I agree with #1 Cyprus Canary. An excellent article indeed.
For anyone out there who believes we may yet recruit Big Sam, I wouldn’t hold your collective breath.
It’s potentially a funny old night tonight, with no disrespect to any Teletubbies. I’ll be in Berghaus and Levis, hoping not to see anything comical on any level.
But as is the case with Will, optimism is in short supply at my end too. I’ve spoken to my mates before we meet up as I always do and positive expectation is at an all-time low.
If Alex Neil is going to get us out of this mess he really will have to prove it tonight.
Very true Martin. If Neil wishes to void the backlash of the crowd tonight, he needs a win, nothing less. Probably he needs to follow it up against Huddersfield with the same.
The board obviously see it differently and have dug their kitten heels in for a fight, one they quite clearly deliberately picked in the times interview.
My fervent hope is that if an adverse reaction is forthcoming tonight, that it isn’t exclusively in the direction of the manager, but also directed at the boardroom so as to cause the maximum discomfort and embarrassment on live television.
Even during the worst excesses of the smith regime, pre McNally when gunn was plumbing the depths of the third division, I cannot recall such despondency amongst fellow supporters. The feeling that we cannot do,anything about the situation bar watch from the sidelines as it unfolds is one of deja vu when it comes to Delia smiths reign.
Chris (7): Though I’m not an insider, I understand Delia was unhappy with the way parts of the Times interview came across.
I’m not sure she’s relishing a fight with our fans. Nor am I sure the Board is as determinedly behind AN as they appear (as long as they’re keeping him, they can’t and shouldn’t show any doubt about it).
We’ll see – hopefully not in a destructive way.
Chris-you feel very strongly about the current plight as I do ( and did ,when Chase was Chairman and being arrogant).
Are the Board blind to what is happening to us as a Club -do we really have to recourse to protests,chanting and “Board OUT”car stickers before they acknowledge there’s a problem!
We are a football club for Gods sake and if we are as bereft as I think we are of Board members who understand the game,there is little hope for the future .
Can we not at least get a supporters viewpoint into Board Meetings because there is every sign of a yawning Chasm between Club and supporters without something like this.
Someone like Mr Sainty could redress the balance.
The more times I read your articles the more I feel this great club of Norwich City is slowly but surely imploding…
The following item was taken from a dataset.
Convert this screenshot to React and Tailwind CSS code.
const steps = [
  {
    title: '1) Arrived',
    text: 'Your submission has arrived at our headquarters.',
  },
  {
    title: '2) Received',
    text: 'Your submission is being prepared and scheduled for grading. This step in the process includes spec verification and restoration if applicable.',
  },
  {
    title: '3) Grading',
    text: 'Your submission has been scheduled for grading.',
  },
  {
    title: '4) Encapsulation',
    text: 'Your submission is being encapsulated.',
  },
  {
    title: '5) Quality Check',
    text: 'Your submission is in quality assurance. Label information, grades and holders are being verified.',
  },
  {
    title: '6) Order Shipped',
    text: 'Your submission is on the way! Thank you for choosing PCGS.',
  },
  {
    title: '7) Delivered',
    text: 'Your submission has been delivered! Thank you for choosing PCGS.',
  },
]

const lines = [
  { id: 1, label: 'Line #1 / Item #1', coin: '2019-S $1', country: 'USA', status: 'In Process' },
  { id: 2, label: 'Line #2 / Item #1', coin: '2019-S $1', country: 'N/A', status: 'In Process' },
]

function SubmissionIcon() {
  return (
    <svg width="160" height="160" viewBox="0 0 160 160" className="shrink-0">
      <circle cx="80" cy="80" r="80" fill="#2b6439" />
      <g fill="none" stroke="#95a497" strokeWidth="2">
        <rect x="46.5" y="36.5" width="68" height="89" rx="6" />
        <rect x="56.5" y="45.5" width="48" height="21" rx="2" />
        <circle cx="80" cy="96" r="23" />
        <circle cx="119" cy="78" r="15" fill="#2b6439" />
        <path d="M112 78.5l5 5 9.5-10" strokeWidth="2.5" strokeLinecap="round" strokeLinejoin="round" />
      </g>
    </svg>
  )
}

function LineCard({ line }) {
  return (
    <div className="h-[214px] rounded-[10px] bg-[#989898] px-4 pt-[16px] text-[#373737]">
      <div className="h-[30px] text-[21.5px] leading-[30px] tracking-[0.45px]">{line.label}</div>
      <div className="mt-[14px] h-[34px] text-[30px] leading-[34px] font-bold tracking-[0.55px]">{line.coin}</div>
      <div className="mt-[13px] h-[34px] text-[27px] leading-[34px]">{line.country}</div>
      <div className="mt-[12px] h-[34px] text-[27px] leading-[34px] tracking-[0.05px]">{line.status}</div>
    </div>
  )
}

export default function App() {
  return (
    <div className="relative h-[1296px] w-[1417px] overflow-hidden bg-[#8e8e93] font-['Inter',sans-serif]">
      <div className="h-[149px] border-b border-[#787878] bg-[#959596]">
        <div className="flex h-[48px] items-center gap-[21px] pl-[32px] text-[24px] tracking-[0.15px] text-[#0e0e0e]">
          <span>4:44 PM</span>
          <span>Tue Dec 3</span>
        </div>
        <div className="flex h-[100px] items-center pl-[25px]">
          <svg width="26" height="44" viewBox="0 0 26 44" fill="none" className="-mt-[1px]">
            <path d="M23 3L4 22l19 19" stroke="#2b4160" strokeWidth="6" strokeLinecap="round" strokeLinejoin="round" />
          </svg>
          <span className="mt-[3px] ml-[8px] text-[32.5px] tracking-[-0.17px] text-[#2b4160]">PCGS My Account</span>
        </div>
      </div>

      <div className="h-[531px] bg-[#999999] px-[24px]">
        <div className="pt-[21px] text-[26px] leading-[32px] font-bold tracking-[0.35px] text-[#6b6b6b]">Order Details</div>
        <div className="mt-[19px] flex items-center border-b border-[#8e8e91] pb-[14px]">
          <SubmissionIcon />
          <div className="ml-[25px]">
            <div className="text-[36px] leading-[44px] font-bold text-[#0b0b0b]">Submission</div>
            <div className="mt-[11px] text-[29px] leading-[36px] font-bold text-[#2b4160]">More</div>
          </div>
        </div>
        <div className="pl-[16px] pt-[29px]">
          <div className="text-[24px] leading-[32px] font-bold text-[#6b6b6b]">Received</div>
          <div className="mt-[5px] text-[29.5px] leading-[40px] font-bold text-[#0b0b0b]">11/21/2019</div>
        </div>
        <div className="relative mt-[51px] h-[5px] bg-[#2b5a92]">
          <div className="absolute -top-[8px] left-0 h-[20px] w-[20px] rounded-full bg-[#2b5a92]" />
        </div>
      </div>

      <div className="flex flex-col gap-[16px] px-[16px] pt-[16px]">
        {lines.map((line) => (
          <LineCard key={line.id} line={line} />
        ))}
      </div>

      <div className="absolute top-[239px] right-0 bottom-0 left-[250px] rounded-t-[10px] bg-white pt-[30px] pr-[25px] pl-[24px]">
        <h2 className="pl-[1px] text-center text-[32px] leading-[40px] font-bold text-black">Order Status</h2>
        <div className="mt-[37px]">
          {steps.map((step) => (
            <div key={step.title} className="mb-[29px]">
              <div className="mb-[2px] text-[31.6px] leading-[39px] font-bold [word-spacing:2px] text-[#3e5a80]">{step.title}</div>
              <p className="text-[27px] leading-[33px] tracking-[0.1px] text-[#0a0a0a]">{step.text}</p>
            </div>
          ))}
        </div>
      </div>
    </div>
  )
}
Yes we did win last night, but did you really believe it was a convincing win? I certainly didn’t think so..!!! Every time Villa had the ball and moved forward over the half way line towards our Ruddy in goal.. the defense in dealing with the threat of Villas players and the ball was like watching a pin ball bouncing off the pins stuck rooted to the ground who just threw out a leg in hacking at the villa player with the ball or kicking the ball anywhere( forward, sidewards, backward or up in the air to no one in particular)it was so frustrating to watch, I think you will find that was villas worst performance since steve Bruce’s appt as villa manager and the team got lucky once again..
I’m doing the lottery this weekend, if I win the first thing would be to buy my missus the biggest diamond ring ever, secondly I would be back into Norwich making an good offer to buy NCFC….I’m not a foreign investor so who knows what could happen…..laters all…
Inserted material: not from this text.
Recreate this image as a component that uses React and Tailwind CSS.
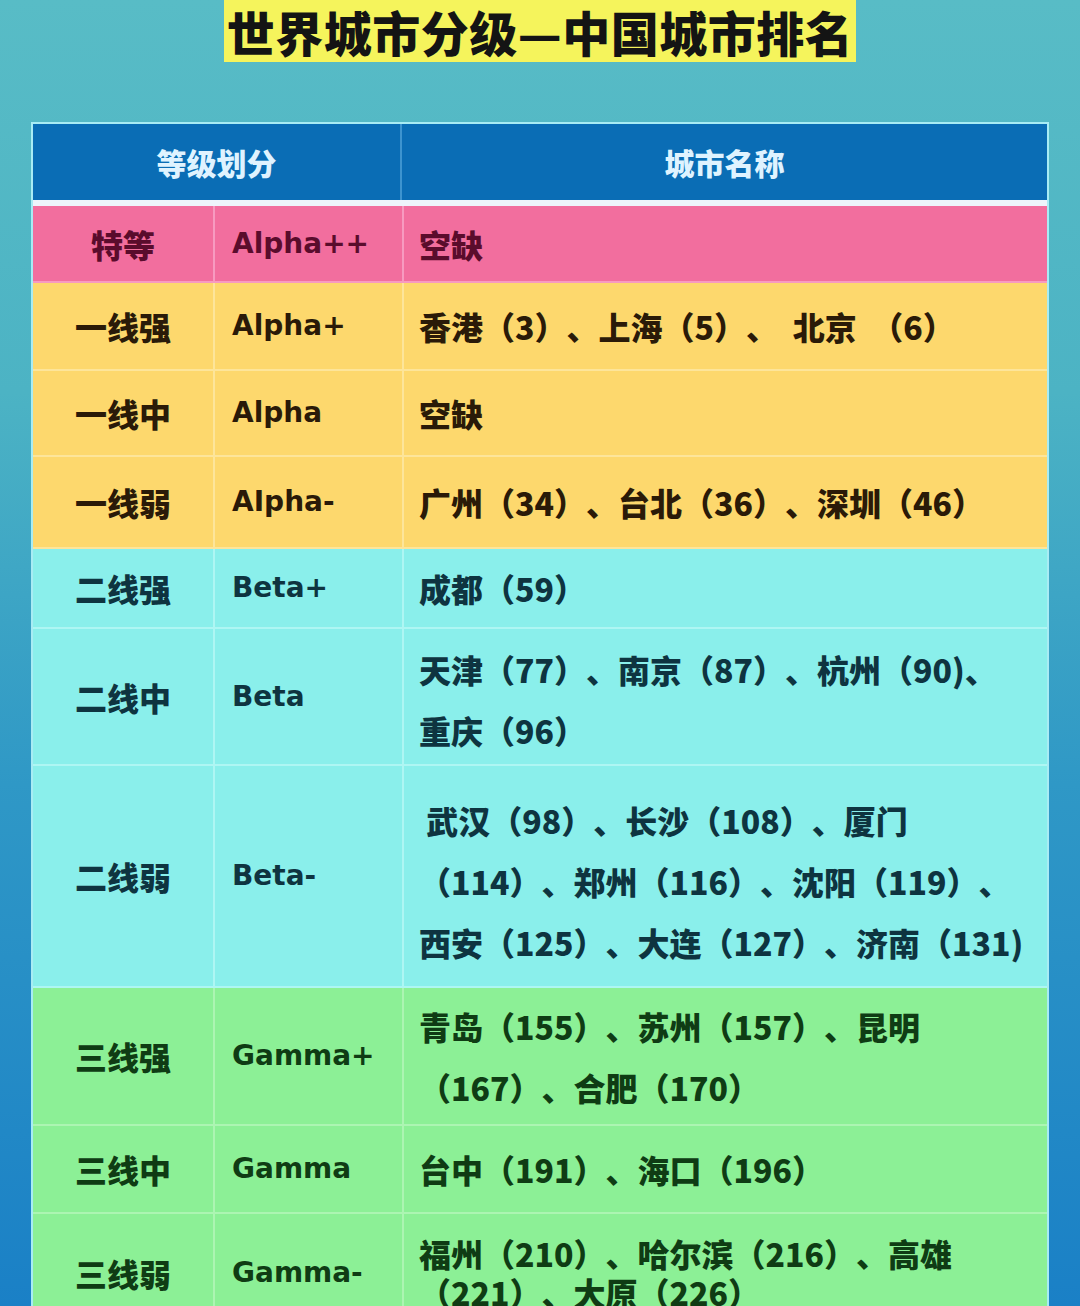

I thought the team selection had more balance tonight and some individual performances were massive for Neil-Mulumbu and Oliveira in particular.
However Villa were surprisingly bad and we should have had several more goals and substitutions were overdue at about 70 mins.(Lafferty for Jacob on the night much earlier?)
Brady continues to be an enigma-imo we need to cash in on him ,recall Maddison and splash out on a decent keeper and centre back.
I think Steve Bruce’s assessment was right Villa were poor. However, give credit where it is due there were some decent performances on our side even if we lacked a bit of flow to the game. Keep smiling.